Pierre Galesne avait deux solutions intéressantes pour rester catholique : ou bien rester prêtre et renoncer à la vie maritale, ou bien renoncer à son état de prêtre et devenir un laïc reconnu par l'Eglise. Il pouvait aussi renoncer à la religion catholique tout en restant chrétien en devenant protestant. Il pouvait aussi créer sa propre religion. Il pouvait aussi renoncer à toute religion et être en relation directe avec son Dieu. Après tout, n'est-ce pas cela le plus essentiel pour un théiste ? Mais vouloir le beurre et l'argent du beurre est à mon sens soit malhonnête, soit irrationnel.

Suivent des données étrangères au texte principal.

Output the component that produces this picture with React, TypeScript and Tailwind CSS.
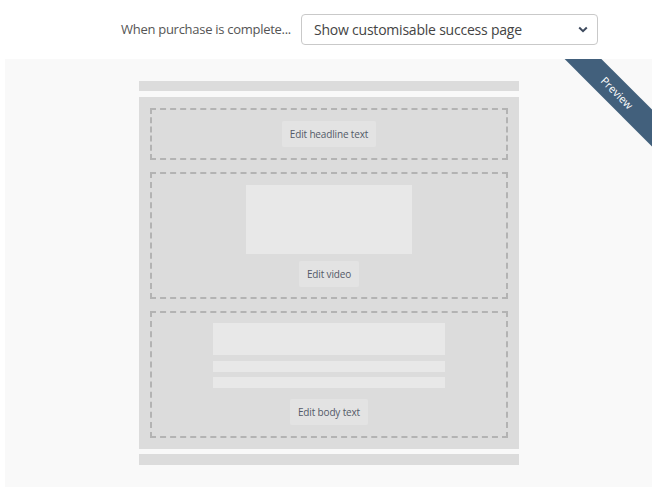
import { ReactNode } from 'react'

function EditButton({ label }: { label: string }) {
  return (
    <button className="h-[26px] px-[8px] rounded-[2px] bg-[#e3e3e3] text-[10px] tracking-[-0.15px] text-[#535a68] leading-none">
      {label}
    </button>
  )
}

function Block({ children, className = '' }: { children: ReactNode; className?: string }) {
  return (
    <div className={`border-2 border-dashed border-[#b3b3b3] flex flex-col items-center ${className}`}>
      {children}
    </div>
  )
}

export default function App() {
  return (
    <div className="w-[657px] h-[487px] bg-white font-['Open_Sans',sans-serif] overflow-hidden">
      <div className="h-[59px] flex items-center justify-end pr-[59px] gap-[10px]">
        <label className="text-[13px] tracking-[-0.28px] text-[#555]">When purchase is complete...</label>
        <div className="w-[297px] h-[31px] border border-[#c9c9c9] rounded-[4px] flex items-center justify-between pl-[12px] pr-[8px]">
          <span className="text-[14px] tracking-[-0.22px] text-[#444]">Show customisable success page</span>
          <svg width="10" height="7" viewBox="0 0 10 7" className="mr-[1px]">
            <path d="M1.2 1.5 L5 5.2 L8.8 1.5" fill="none" stroke="#3e4a5e" strokeWidth="2" />
          </svg>
        </div>
      </div>

      <div className="relative ml-[5px] w-[647px] h-[428px] bg-[#f9f9f9] overflow-hidden">
        <div className="absolute right-[-45px] top-[21px] w-[160px] h-[26px] rotate-45 bg-[#42607c] flex items-center justify-center">
          <span className="text-[11px] text-white">Preview</span>
        </div>

        <div className="ml-[134px] w-[380px] pt-[22px]">
          <div className="h-[10px] bg-[#dcdcdc]" />
          <div className="mt-[6px] bg-[#dcdcdc] px-[11px] py-[11px] flex flex-col gap-[12px]">
            <Block className="h-[52px] justify-center">
              <EditButton label="Edit headline text" />
            </Block>
            <Block className="h-[127px] pt-[11px]">
              <div className="w-[166px] h-[69px] bg-[#e8e8e8]" />
              <div className="mt-[6px]">
                <EditButton label="Edit video" />
              </div>
            </Block>
            <Block className="h-[127px] pt-[10px]">
              <div className="w-[232px] h-[32px] bg-[#e8e8e8]" />
              <div className="mt-[6px] w-[232px] h-[11px] bg-[#e8e8e8]" />
              <div className="mt-[5px] w-[232px] h-[11px] bg-[#e8e8e8]" />
              <div className="mt-[10px]">
                <EditButton label="Edit body text" />
              </div>
            </Block>
          </div>
          <div className="mt-[5px] h-[11px] bg-[#dcdcdc]" />
        </div>
      </div>
    </div>
  )
}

Pierre Galesne voudrait réformer l'Eglise comme Loisy, Turmel ou Gaillot. Tous s'y sont employés sans résultat car ils ont fait une analyse erronée. Pourtant la solution existe pour changer l'Eglise : faire la révolution comme en 1789 quand la République a fait sauter la Monarchie.

Pour paraphraser J. P. Chevènement, un ministre du culte ça ferme sa gueule ou sa démissionne ! Mais tout ceci n'est qu'une cuisine interne entre réformateurs qui ne regarde que les gens d'Eglise et n'est qu'anecdotique pour un athéiste rationnel convaincu.